UNDESIRABLE ARCHETYPES
The Evader
Getting this person to create quality work is an uphill battle. More time is spent discussing why they can’t get the job done (it’s always someone else’s problem) over how they will get it done. As a strain on leadership, this person should probably just be let go.
WARNING: Some Droid behavior can seem like Evader behavior. The difference is that the Droid wants to produce work. The Evader does not.

The Unchecked Narcissist
See above.

So while we can continue to work on the flaws of the system through the people, we must ultimately recognize that the system needs to be fixed in order to make the most of these brilliant minds.
Creative Leadership Series
Creative leaders need to discuss the leadership aspects of our jobs more. Instead of learning from just our experiences, how can we cultivate conversations about the work as it pertains to the people? What methods are most effective?

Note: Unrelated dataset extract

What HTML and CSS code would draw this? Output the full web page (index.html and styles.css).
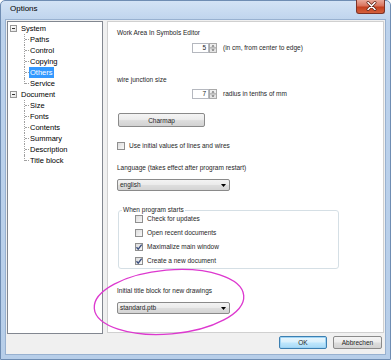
FILE: index.html
```html
<!DOCTYPE html>
<html lang="en">
<head>
    <meta charset="UTF-8">
    <title>Options</title>
    <link rel="stylesheet" href="styles.css">
</head>
<body>
    <div class="window">
        <!-- Title bar -->
        <div class="titlebar">
            <span class="title">Options</span>
            <button class="close-button">
                <svg width="29" height="14" viewBox="0 0 29 14">
                    <path d="M11 3.5 L18 10.5 M18 3.5 L11 10.5" stroke="#5a1f14" stroke-width="3" stroke-linecap="round"/>
                    <path d="M11 3.5 L18 10.5 M18 3.5 L11 10.5" stroke="#ffffff" stroke-width="1.6" stroke-linecap="round"/>
                </svg>
            </button>
        </div>

        <div class="client">
            <div class="panes">
                <!-- Category tree -->
                <ul class="tree">
                    <li>
                        <div class="node"><span class="expander"></span>System</div>
                        <ul class="children">
                            <li>Paths</li>
                            <li>Control</li>
                            <li>Copying</li>
                            <li><span class="selected">Others</span></li>
                            <li>Service</li>
                        </ul>
                    </li>
                    <li>
                        <div class="node"><span class="expander"></span>Document</div>
                        <ul class="children">
                            <li>Size</li>
                            <li>Fonts</li>
                            <li>Contents</li>
                            <li>Summary</li>
                            <li>Description</li>
                            <li>Title block</li>
                        </ul>
                    </li>
                </ul>

                <!-- Settings page -->
                <div class="page">
                    <div class="label">Work Area In Symbols Editor</div>
                    <div class="spin-row first-spin">
                        <span class="spin-box">5</span>
                        <span class="spin-buttons">
                            <svg width="8" height="10" viewBox="0 0 8 10">
                                <rect x="0.5" y="0.5" width="7" height="4.5" fill="#eeeeee" stroke="#a9a9a9"/>
                                <rect x="0.5" y="5" width="7" height="4.5" fill="#e4e4e4" stroke="#a9a9a9"/>
                                <path d="M2.5 3.5 L4 2 L5.5 3.5 Z" fill="#4d4d4d"/>
                                <path d="M2.5 6.5 L4 8 L5.5 6.5 Z" fill="#4d4d4d"/>
                            </svg>
                        </span>
                        <span class="spin-text">(in cm, from center to edge)</span>
                    </div>

                    <div class="label junction">wire junction size</div>
                    <div class="spin-row second-spin">
                        <span class="spin-box">7</span>
                        <span class="spin-buttons">
                            <svg width="8" height="10" viewBox="0 0 8 10">
                                <rect x="0.5" y="0.5" width="7" height="4.5" fill="#eeeeee" stroke="#a9a9a9"/>
                                <rect x="0.5" y="5" width="7" height="4.5" fill="#e4e4e4" stroke="#a9a9a9"/>
                                <path d="M2.5 3.5 L4 2 L5.5 3.5 Z" fill="#4d4d4d"/>
                                <path d="M2.5 6.5 L4 8 L5.5 6.5 Z" fill="#4d4d4d"/>
                            </svg>
                        </span>
                        <span class="spin-text">radius in tenths of mm</span>
                    </div>

                    <button class="charmap-button">Charmap</button>

                    <div class="check-row initial-values">
                        <span class="checkbox"></span>Use initial values of lines and wires
                    </div>

                    <div class="label language">Language (takes effect after program restart)</div>
                    <div class="combo">
                        <span>english</span>
                        <svg width="5" height="3" viewBox="0 0 5 3"><path d="M0 0 H5 L2.5 3 Z" fill="#000"/></svg>
                    </div>

                    <fieldset class="group">
                        <legend>When program starts</legend>
                        <div class="check-row"><span class="checkbox"></span>Check for updates</div>
                        <div class="check-row"><span class="checkbox"></span>Open recent documents</div>
                        <div class="check-row">
                            <span class="checkbox">
                                <svg width="8" height="8" viewBox="0 0 8 8"><path d="M1.5 4.3 L3.2 6.2 L6.7 1.6" fill="none" stroke="#3b4f7e" stroke-width="1.4"/></svg>
                            </span>Maximalize main window
                        </div>
                        <div class="check-row">
                            <span class="checkbox">
                                <svg width="8" height="8" viewBox="0 0 8 8"><path d="M1.5 4.3 L3.2 6.2 L6.7 1.6" fill="none" stroke="#3b4f7e" stroke-width="1.4"/></svg>
                            </span>Create a new document
                        </div>
                    </fieldset>

                    <div class="label title-block">Initial title block for new drawings</div>
                    <div class="combo">
                        <span>standard.ptb</span>
                        <svg width="5" height="3" viewBox="0 0 5 3"><path d="M0 0 H5 L2.5 3 Z" fill="#000"/></svg>
                    </div>
                </div>
            </div>

            <!-- Dialog buttons -->
            <div class="footer">
                <button class="dialog-button default-button">OK</button>
                <button class="dialog-button">Abbrechen</button>
            </div>
        </div>

        <!-- Hand-drawn highlight around the title block setting -->
        <svg class="annotation" width="164" height="76" viewBox="0 0 164 76">
            <ellipse cx="81" cy="37" rx="75" ry="32" transform="rotate(-5 81 37)" fill="none" stroke="#dd38cf" stroke-width="1.3"/>
        </svg>
    </div>
</body>
</html>
```

FILE: styles.css
```css
body {
    margin: 0;
    font-family: "Liberation Sans", Arial, sans-serif;
    color: #000;
}

/* Window frame */
.window {
    position: relative;
    width: 391px;
    height: 360px;
    box-sizing: border-box;
    padding: 0 5px 5px;
    border: 1px solid #6f8db3;
    border-radius: 5px 5px 0 0;
    background: linear-gradient(180deg, #d3e3f5 0%, #bcd2ec 6%, #b7cee9 100%);
}

.titlebar {
    display: flex;
    align-items: flex-start;
    height: 19px;
}
.title {
    padding: 3px 0 0 4px;
    font-size: 8px;
    line-height: 10px;
}
.close-button {
    display: block;
    width: 29px;
    height: 14px;
    padding: 0;
    margin: -1px 0 0 auto;
    border: 1px solid #7d3326;
    border-top: none;
    border-radius: 0 0 3px 3px;
    background: linear-gradient(180deg, #e9a99a 0%, #d9735c 45%, #c4401f 55%, #d4603c 100%);
}
.close-button svg {
    display: block;
    margin-top: -1px;
}

.client {
    height: 334px;
    background-color: #f0f0f0;
    box-shadow: 0 0 0 1px #98b1d0;
}

.panes {
    display: flex;
    gap: 4px;
    padding: 1px 1px 0 1px;
    height: 312px;
}

/* Tree */
.tree {
    width: 96px;
    height: 313px;
    box-sizing: border-box;
    margin: 0;
    padding: 1px 0 0 2px;
    list-style: none;
    background-color: #fff;
    border: 1px solid #828790;
    font-size: 7.5px;
    line-height: 11px;
}
.node {
    display: flex;
    align-items: center;
    gap: 4px;
}
.expander {
    position: relative;
    width: 7px;
    height: 7px;
    box-sizing: border-box;
    border: 1px solid #979797;
    background: linear-gradient(135deg, #ffffff, #e3e3e3);
}
.expander::after {
    content: "";
    position: absolute;
    left: 1px;
    top: 2px;
    width: 3px;
    height: 1px;
    background-color: #333;
}
.children {
    margin: 0 0 0 14px;
    padding: 0;
    list-style: none;
}
.children li {
    position: relative;
    padding-left: 6px;
}
.children li::before {
    content: "";
    position: absolute;
    left: 0;
    top: 0;
    bottom: 0;
    border-left: 1px dotted #a0a0a0;
}
.children li:last-child::before {
    bottom: 5px;
}
.children li::after {
    content: "";
    position: absolute;
    left: 1px;
    top: 5px;
    width: 4px;
    border-top: 1px dotted #a0a0a0;
}
.selected {
    display: inline-block;
    margin-left: -1px;
    padding: 0 1px;
    background-color: #3399ff;
    color: #fff;
}

/* Settings page */
.page {
    flex: 1;
    box-sizing: border-box;
    height: 312px;
    padding: 6px 9px 0;
    background-color: #fff;
    border: 1px solid #d0d0d0;
    font-size: 6.5px;
    line-height: 10px;
    color: #1e1e1e;
}
.label {
    height: 10px;
}
.junction {
    margin-top: 22px;
}
.language {
    margin-top: 12px;
}
.title-block {
    margin-top: 17px;
}

.spin-row {
    display: flex;
    align-items: center;
    height: 10px;
    padding-left: 75px;
}
.first-spin {
    margin-top: 5px;
}
.second-spin {
    margin-top: 4px;
}
.spin-box {
    width: 17px;
    height: 10px;
    box-sizing: border-box;
    padding-right: 2px;
    border: 1px solid #b5b8bf;
    text-align: right;
    line-height: 8px;
    background-color: #fff;
}
.spin-buttons svg {
    display: block;
}
.spin-text {
    margin-left: 6px;
}

.charmap-button {
    display: block;
    width: 87px;
    height: 14px;
    margin: 14px 0 0 1px;
    padding: 0;
    border: 1px solid #8a8a8a;
    border-radius: 2px;
    background: linear-gradient(180deg, #f4f4f4 0%, #ececec 45%, #dddddd 55%, #d2d2d2 100%);
    font-family: inherit;
    font-size: 6.5px;
    color: #1e1e1e;
}

.check-row {
    display: flex;
    align-items: center;
    gap: 4px;
    height: 14px;
}
.initial-values {
    height: 10px;
    margin-top: 14px;
}
.checkbox {
    display: block;
    width: 8px;
    height: 8px;
    box-sizing: border-box;
    border: 1px solid #8f8f8f;
    background: linear-gradient(135deg, #dcdcdc, #f8f8f8);
}
.checkbox svg {
    display: block;
    margin: -1px 0 0 -1px;
}

.combo {
    display: flex;
    align-items: center;
    justify-content: space-between;
    width: 113px;
    height: 12px;
    box-sizing: border-box;
    margin-top: 6px;
    padding: 0 3px 0 2px;
    border: 1px solid #8a8a8a;
    border-radius: 2px;
    background: linear-gradient(180deg, #f3f3f3 0%, #ebebeb 45%, #dddddd 55%, #d4d4d4 100%);
}

.group {
    width: 221px;
    box-sizing: border-box;
    margin: 17px 0 0 1px;
    padding: 0 0 0 16px;
    border: 1px solid #d5dfe5;
    border-radius: 3px;
}
.group legend {
    margin-left: -13px;
    padding: 0 1px;
    line-height: 4px;
}

/* Footer with dialog buttons */
.footer {
    display: flex;
    justify-content: flex-end;
    gap: 6px;
    padding: 3px 3px 0 0;
}
.dialog-button {
    width: 49px;
    height: 13px;
    padding: 0;
    border: 1px solid #8a8a8a;
    border-radius: 2px;
    background: linear-gradient(180deg, #f4f4f4 0%, #ececec 45%, #dddddd 55%, #d2d2d2 100%);
    font-family: inherit;
    font-size: 6.5px;
    color: #1e1e1e;
}
.default-button {
    width: 48px;
    border-color: #3c7fb1;
    box-shadow: inset 0 0 0 1px #9fd4f5;
    background: linear-gradient(180deg, #eaf6fd 0%, #d9f0fc 45%, #bee6fd 55%, #a7d9f5 100%);
}

.annotation {
    position: absolute;
    left: 87px;
    top: 264px;
}
```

For all of the tools centered around teaching technical skills, creative leaders often lack healthy models of creative leadership. Beyond a few resources (Harvard Business Review, FastCo, 99u, for example), creative leaders are left to learn (or not to learn) the soft skills to develop future creative leaders. On occasion, I’ve had enlightening discussions at events or heard profound speakers—unfortunately, these experiences are exceptions rather than the norm.
I’m not asserting that I am a single-handed expert on creative leadership, but I do hope my experiences and this series initiate more conversations about creative leadership.